For $400, it's outstanding!
So I love the Hammond organ! It is, in my humble opinion, among the top 2-3 inventions of the past century. For my main organ rig I use a 2-manual Crumar Mojo, and I love that thing - it is the best sounding digital clone I've ever heard or played by far. However, even though it's more portable than a chopped B3, it's still not a board I'm hauling out to bar gigs or shows where I just need a little organ as PART of a multi-board rig. I reserve the Mojo for organ-centered gigs. Enter the Reface. It doesn't compete with the Mojo for authenticity, but it's not supposed to. It's my lightweight, portable rig. I'm using it as a sound module. And for $400, it's a beautiful thing! It will cover everything I need for those gigs where organ just needs to sound convincingly good but not obsessively great. Aside from the chorus (which is ghastly), it sounds amazingly good for the size and cost. the Hammond emulation even gets some of the crosstalk effect. It's not adjustable, of course, but it's there. All in all, I think this is a miraculous little board and having a good-sounding, ultra-portable organ as part of my "general duty" rig feels great!
Look past the small keys
Yamaha, you nailed it. Pure and simple a combo organ I can easily gig with. Setup and tear down are nothing with this rig. The sounds are true to life and much easier to tote this than a real combo organ. Almost every gigging keyboard player already has a full size keybed someplace in there setup. So midi it out and use REAL DRAWBARS!! Hands down way cheaper than any other organ in its class. Big sound, easy setup, and sound above and beyond many things on the market. FYI Sweetwater has the best customer service around. Thank you so much for a great experience.

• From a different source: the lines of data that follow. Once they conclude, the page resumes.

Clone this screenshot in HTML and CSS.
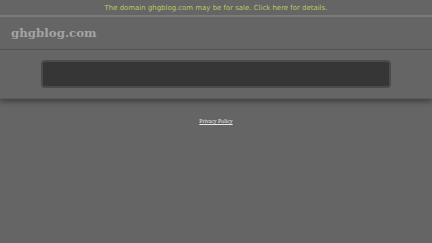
FILE: index.html
```html
<!DOCTYPE html>
<html>
<head>
<meta charset="utf-8">
<link rel="stylesheet" href="styles.css">
</head>
<body>
<div class="topbar"><a class="sale" href="#">The domain ghgblog.com may be for sale. Click here for details.</a></div>
<div class="header"><span class="logo">ghgblog.com</span></div>
<div class="search"><div class="box"></div></div>
<div class="footer"><a class="privacy" href="#">Privacy Policy</a></div>
</body>
</html>
```
FILE: styles.css
```css
html, body { margin: 0; padding: 0; }
body { background: #656565; width: 432px; height: 243px; overflow: hidden; }
.topbar {
  height: 15px;
  border-bottom: 2px solid #7b7b7b;
  display: flex; justify-content: center; align-items: center;
}
.sale {
  font-family: "DejaVu Sans", sans-serif;
  font-size: 6.95px;
  color: #b8c565;
  text-decoration: none;
  padding-top: 1px;
}
.header {
  height: 32px;
  border-bottom: 1px solid #575757;
  display: flex; align-items: center;
  padding-left: 11px;
}
.logo {
  font-family: "DejaVu Serif", serif;
  font-weight: bold;
  font-size: 11.8px;
  color: #a3a3a3;
}
.search {
  height: 48px;
  display: flex; align-items: center; justify-content: center;
  box-shadow: 0 3px 5px rgba(0,0,0,0.35);
  border-bottom: 1px solid #5c5c5c;
}
.box {
  width: 346px; height: 24px;
  background: #363636;
  border: 2px solid #4b4b4b;
  border-radius: 4px;
  margin-left: -1px;
}
.footer { display: flex; justify-content: center; padding-top: 19px; }
.privacy {
  font-family: "Liberation Serif", serif;
  font-size: 5.7px;
  color: #e8e8e8;
}
```
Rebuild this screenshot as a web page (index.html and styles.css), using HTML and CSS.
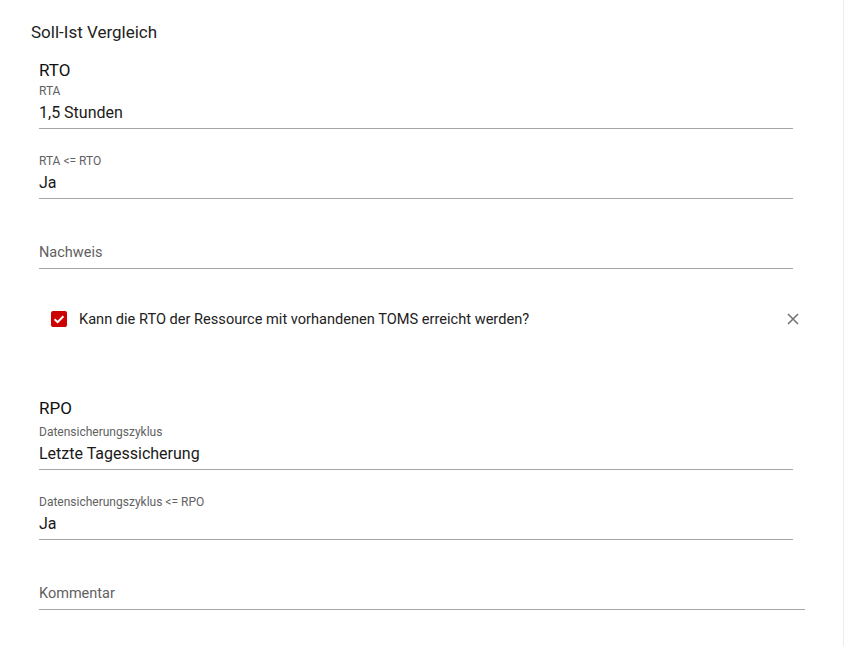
FILE: index.html
```html
<!DOCTYPE html>
<html lang="de">
<head>
<meta charset="utf-8">
<title>Soll-Ist Vergleich</title>
<link rel="stylesheet" href="styles.css">
</head>
<body>
<div class="panel">
  <h2 class="title">Soll-Ist Vergleich</h2>
  <section class="group">
    <h3 class="group-title">RTO</h3>
    <div class="field">
      <div class="label">RTA</div>
      <div class="value">1,5 Stunden</div>
    </div>
    <div class="field">
      <div class="label">RTA &lt;= RTO</div>
      <div class="value">Ja</div>
    </div>
    <div class="field">
      <div class="label"></div>
      <div class="value placeholder">Nachweis</div>
    </div>
    <div class="check-row">
      <span class="checkbox">
        <svg width="16" height="16" viewBox="0 0 16 16"><path d="M3.6 8.2 L6.6 11.1 L12.4 5.2" fill="none" stroke="#fff" stroke-width="2"/></svg>
      </span>
      <span class="check-label">Kann die RTO der Ressource mit vorhandenen TOMS erreicht werden?</span>
      <span class="clear">
        <svg width="12" height="12" viewBox="0 0 12 12"><path d="M1 1 L11 11 M11 1 L1 11" stroke="#757575" stroke-width="1.6" fill="none"/></svg>
      </span>
    </div>
  </section>
  <section class="group group-rpo">
    <h3 class="group-title">RPO</h3>
    <div class="field">
      <div class="label">Datensicherungszyklus</div>
      <div class="value">Letzte Tagessicherung</div>
    </div>
    <div class="field">
      <div class="label">Datensicherungszyklus &lt;= RPO</div>
      <div class="value">Ja</div>
    </div>
    <div class="field field-wide">
      <div class="label"></div>
      <div class="value placeholder">Kommentar</div>
    </div>
  </section>
</div>
</body>
</html>
```
FILE: styles.css
```css
* { box-sizing: border-box; }
html, body { margin: 0; padding: 0; background: #fff; }
body {
  font-family: Roboto, "Liberation Sans", Arial, sans-serif;
  color: #212121;
}
.panel {
  width: 844px;
  height: 646px;
  border-right: 1px solid #ececec;
  padding: 22px 0 0 31px;
  overflow: hidden;
}
.title {
  margin: 0;
  font-size: 17px;
  font-weight: 400;
  line-height: 20px;
  color: #222;
}
.group {
  padding-left: 8px;
  width: 774px;
}
.group-title {
  margin: 16px 0 0;
  font-size: 17px;
  font-weight: 400;
  line-height: 24px;
  color: #111;
}
.group-rpo .group-title { margin: 0 0 5px; }
.field {
  width: 754px;
  border-bottom: 1px solid #a5a5a5;
  padding-bottom: 4px;
  margin: 2px 0 25px;
}
.field-wide { width: 766px; }
.label {
  font-size: 12px;
  line-height: 14px;
  height: 14px;
  color: #616161;
  margin-bottom: 4px;
}
.value {
  font-size: 16px;
  line-height: 22px;
  color: #1a1a1a;
}
.value.placeholder {
  font-size: 14.5px;
  color: #616161;
}
.check-row {
  display: flex;
  align-items: center;
  height: 50px;
  margin-top: 1px;
  margin-bottom: 52px;
  padding-left: 12px;
  width: 766px;
}
.checkbox {
  width: 16px;
  height: 16px;
  background: #cc0000;
  border-radius: 2px;
  display: flex;
}
.check-label {
  margin-left: 12px;
  font-size: 14.6px;
  color: #222;
  flex: 1;
}
.clear {
  display: flex;
  width: 12px;
  height: 12px;
  margin-right: 6px;
}
```
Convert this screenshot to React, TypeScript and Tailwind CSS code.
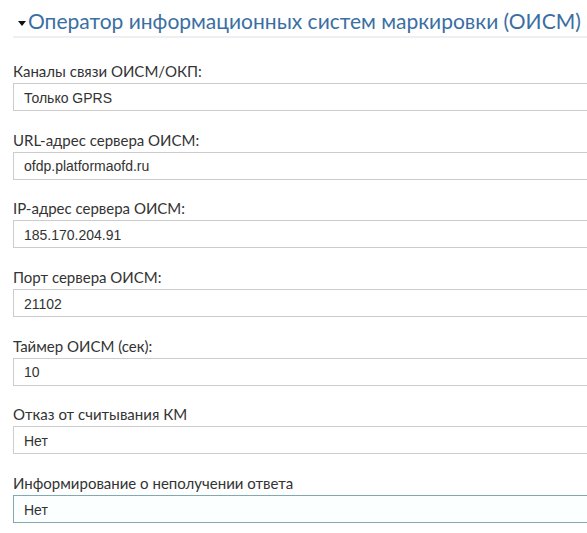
import React from "react";

type Field = {
  label: string;
  value: string;
  focused?: boolean;
};

const fields: Field[] = [
  { label: "Каналы связи ОИСМ/ОКП:", value: "Только GPRS" },
  { label: "URL-адрес сервера ОИСМ:", value: "ofdp.platformaofd.ru" },
  { label: "IP-адрес сервера ОИСМ:", value: "185.170.204.91" },
  { label: "Порт сервера ОИСМ:", value: "21102" },
  { label: "Таймер ОИСМ (сек):", value: "10" },
  { label: "Отказ от считывания КМ", value: "Нет" },
  { label: "Информирование о неполучении ответа", value: "Нет", focused: true },
];

const App: React.FC = () => {
  return (
    <div
      className="w-[587px] h-[533px] overflow-hidden bg-white"
      style={{ fontFamily: "Lato, 'Open Sans', sans-serif" }}
    >
      <div className="ml-[13px] flex items-center h-[38px] pt-[4px] border-b-2 border-[#efefef]">
        <svg width="8" height="5" viewBox="0 0 8 5" className="ml-[5px] mt-[6px]">
          <path d="M0 0 L8 0 L4 5 Z" fill="#111" />
        </svg>
        <h2 className="ml-[2px] text-[21px] leading-none text-[#3a6fa3] whitespace-nowrap">
          Оператор информационных систем маркировки (ОИСМ)
        </h2>
      </div>
      <div className="pl-[13px] pt-[23px]">
        {fields.map((f) => (
          <div key={f.label} className="mb-[18.7px]">
            <label className="block h-5 leading-5 text-[15px] text-[#333] mb-[2px]">
              {f.label}
            </label>
            <div
              className={
                f.focused
                  ? "w-[620px] h-[28px] border border-[#80aab0] bg-[#fbffff] pl-[10px] pt-[2px] flex items-center text-[14px] text-[#333]"
                  : "w-[620px] h-[28px] border border-[#cccccc] bg-white pl-[10px] pt-[2px] flex items-center text-[14px] text-[#333]"
              }
              style={{ fontFamily: "'Liberation Sans', Arial, sans-serif" }}
            >
              {f.value}
            </div>
          </div>
        ))}
      </div>
    </div>
  );
};

export default App;
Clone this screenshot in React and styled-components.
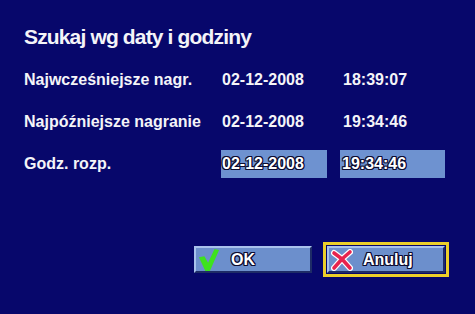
import styled, { createGlobalStyle } from "styled-components";

const Global = createGlobalStyle`
  html, body {
    margin: 0;
    padding: 0;
    background: #07076b;
  }
  body {
    font-family: "Liberation Sans", Arial, sans-serif;
    color: #ffffff;
  }
`;

const Screen = styled.div`
  width: 475px;
  height: 314px;
  box-sizing: border-box;
  padding: 25px 0 0 24px;
  background: #07076b;
  overflow: hidden;
`;

const Title = styled.h1`
  margin: 0;
  font-size: 21px;
  line-height: 24px;
  font-weight: bold;
  letter-spacing: -0.85px;
  color: #f4f4f8;
`;

const Rows = styled.div`
  margin-top: 10px;
  display: grid;
  grid-template-columns: 197px 119px 105px;
  grid-auto-rows: 42px;
  align-items: center;
`;

const Label = styled.div`
  font-size: 16px;
  font-weight: bold;
  color: #f4f4f8;
  padding-left: ${(p) => p.$shift || 0}px;
`;

const Field = styled.div`
  height: 28px;
  box-sizing: border-box;
  padding-left: ${(p) => p.$pad || 1}px;
  display: flex;
  align-items: center;
  background: #6e92d0;
  font-size: 16px;
  font-weight: bold;
  color: #ffffff;
  text-shadow: -1px -1px 0 #0c0c30, 1px -1px 0 #0c0c30, -1px 1px 0 #0c0c30,
    1px 1px 0 #0c0c30, 0 1px 0 #0c0c30, 0 -1px 0 #0c0c30, 1px 0 0 #0c0c30,
    -1px 0 0 #0c0c30;
`;

const Footer = styled.div`
  margin-top: 57px;
  display: flex;
  align-items: center;
  padding-left: 170px;
  gap: 11px;
`;

const Focus = styled.div`
  padding: 1px;
  border: 3px solid #eccf2a;
  background: #07076b;
  display: flex;
`;

const Button = styled.div`
  width: 118px;
  height: 27px;
  box-sizing: border-box;
  display: flex;
  align-items: center;
  gap: ${(p) => p.$gap}px;
  padding-left: 2px;
  background: #6c8fcc;
  border-top: 2px solid #a9c2ec;
  border-left: 2px solid #a9c2ec;
  border-bottom: 2px solid #1e2c66;
  border-right: 2px solid #1e2c66;
  font-size: 16px;
  font-weight: bold;
  color: #ffffff;
  text-shadow: -1px -1px 0 #0c0c30, 1px -1px 0 #0c0c30, -1px 1px 0 #0c0c30,
    1px 1px 0 #0c0c30, 0 1px 0 #0c0c30, 0 -1px 0 #0c0c30, 1px 0 0 #0c0c30,
    -1px 0 0 #0c0c30;
`;

const Check = () => (
  <svg width="22" height="22" viewBox="0 0 22 24">
    <path d="M0 9 L6 8 L10 15 L17 0 L22 1 L12 24 L7 24 Z" fill="#3ee21e" />
  </svg>
);

const Cross = () => (
  <svg width="22" height="22" viewBox="0 0 22 22">
    <path
      d="M3 4 L11 10 L19 3 M11 10 L3 19 M11 10 L19 19"
      stroke="#ffffff"
      strokeWidth="6"
      strokeLinecap="round"
      fill="none"
    />
    <path
      d="M3 4 L11 10 L19 3 M11 10 L3 19 M11 10 L19 19"
      stroke="#e8234e"
      strokeWidth="3.6"
      strokeLinecap="round"
      fill="none"
    />
  </svg>
);

export default function App() {
  return (
    <Screen>
      <Global />
      <Title>Szukaj wg daty i godziny</Title>
      <Rows>
        <Label>Najwcześniejsze nagr.</Label>
        <Label $shift={1}>02-12-2008</Label>
        <Label $shift={3}>18:39:07</Label>

        <Label>Najpóźniejsze nagranie</Label>
        <Label $shift={1}>02-12-2008</Label>
        <Label $shift={3}>19:34:46</Label>

        <Label>Godz. rozp.</Label>
        <Field style={{ width: 106 }}>02-12-2008</Field>
        <Field style={{ width: 105 }} $pad={2}>19:34:46</Field>
      </Rows>
      <Footer>
        <Button $gap={11}>
          <Check />
          OK
        </Button>
        <Focus>
          <Button $gap={10}>
            <Cross />
            Anuluj
          </Button>
        </Focus>
      </Footer>
    </Screen>
  );
}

The sound is there! The onboard speakers do not do it justice, so I got a pair of headphones. Now I can hear the low notes. Would like to hook it up to an amp in the future. Maybe a spacestation V3. It's a great practice keyboard. I just wanted something lower price to see if I could still play after not playing for forty years. I still got it. My next step will be something with at least 61 keys. I keep it right my chair at the table, so whenever the mood strikes me, I can start beating on it. The organ voices make it worth the money, and the Leslie sim sounds pretty good. Everybody wants a B3, but that's another story. Mark at Sweetwater has been a joy to work with! The fireballs are great. The reface definitely sounds bigger than it is.
Missed it by THIS much! Yamaha should have made the Reface series with 49 full sized keys at this price point. Period. Real world, gigging, keyboard players would have all found room, and need, for at least one of the four in their rig. Mini-keys let this instrument down so much. The small keys put it in "hipster with a backpack at Starbucks" territory.
Another reviewer suggested all four engines be put in one keyboard. This would have been excellent as well, as long as they retained the controls for each instrument. I think that would have been very expensive to implement though.